Given the ideological diversity among NPR journalists, such bias would hardly be surprising. As Berliner wrote, “In D.C., where NPR is headquartered and many of us live, I found 87 registered Democrats working in editorial positions and zero Republicans. None.”
But NPR, in its complaint, says the government can’t defund public radio or television for being politically biased. That’s “an egregious form of content discrimination,” forbidden by the First Amendment.
NPR is right that taking action against a news organization because of its biased political news coverage is what First Amendment jurisprudence calls a “content-based” distinction, and it would usually be flat-out unconstitutional. But again, some free speech basics: When the government is subsidizing speech, the normal rule against content-based discrimination doesn’t apply.
“It is well established,” as the Supreme Court held in 2007, “that the government can make content-based distinctions when it subsidizes speech.”
No broadcaster has a right to taxpayer funding. The government is not constitutionally obliged to subsidize any activity it doesn’t want to fund, even if that activity is constitutionally protected. To quote the Supreme Court again: The “refusal to fund protected activity, without more, cannot be equated with the imposition of a ‘penalty’ on that activity,” which is why the typical “recourse” for a party that “objects to a condition on the receipt of federal funding” is “to decline the funds.”
But Trump is not merely engaging in content discrimination, says NPR; he’s engaging in “viewpoint discrimination.” That’s possible, although the executive order is carefully drafted to avoid explicit viewpoint discrimination.
“Which viewpoints NPR and PBS promote does not matter,” says the order. If the administration is defunding NPR and PBS solely because their coverage is slanted and inaccurate, and not because of the particular viewpoints they espouse, that’s not viewpoint discrimination as a legal matter, and it’s consonant with CPB’s statutory mandate to maintain “strict adherence to objectivity and balance” in the programming it funds.
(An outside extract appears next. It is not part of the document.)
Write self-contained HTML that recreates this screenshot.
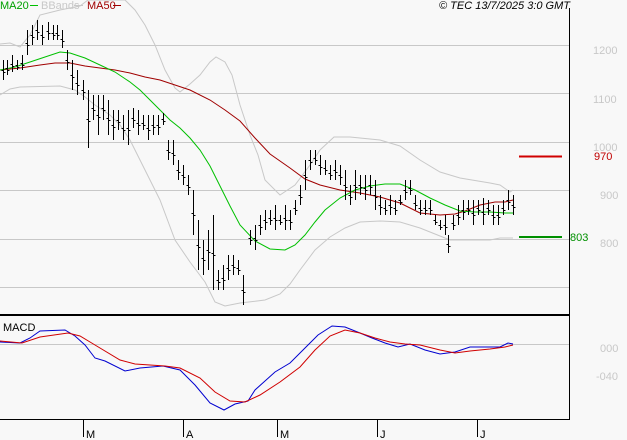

On the other hand, as NPR’s complaint points out, an administration fact sheet publicizing the executive order strongly emphasizes NPR’s and PBS’s anti-Republican messaging. For example, it quotes research showing that “congressional Republicans faced 85% negative coverage, compared to 54% positive coverage of congressional Democrats” on PBS’s flagship news program, and over “a six-month period, PBS News Hour used versions of the term ‘far-right’ 162 times, but ‘far-left’ only 6 times.”
But these illustrations don’t quite prove viewpoint discrimination on Trump’s part. After all, if you’re trying to illustrate that a news organization is biased, and if that organization’s bias happens to be decidedly pro-left, then all your examples of bias are going to be pro-left examples.
But suppose the administration’s funding cutoff was viewpoint-based. That still doesn’t necessarily make it a First Amendment violation.
It’s true that a viewpoint-based funding condition can be unconstitutional. For example, the government could not offer subsidies to all nonprofits conditional on their supporting only Republican initiatives. It could not revoke Social Security to people who post pro-Democratic opinions online. But if the government wants to get totally out of the business of subsidizing NPR and PBS, there’s no doubt it can do so.
Imagine that public broadcasting began expressing hatefully anti-American viewpoints. If NPR started closing out All Things Considered with “God damn the United States,” or if PBS started running a chyron under its news coverage saying, “Death to America,” does anyone think Congress couldn’t pull the plug on their funding?
NPR also alleges in its complaint that the federal statute creating the Corporation for Public Broadcasting prohibits Trump from making this defunding decision. That’s a very different argument, which I’m not addressing here. But if the question is whether U.S. taxpayers are constitutionally required to fund ideologically slanted news organizations, or indeed any news organizations, the answer has to be no.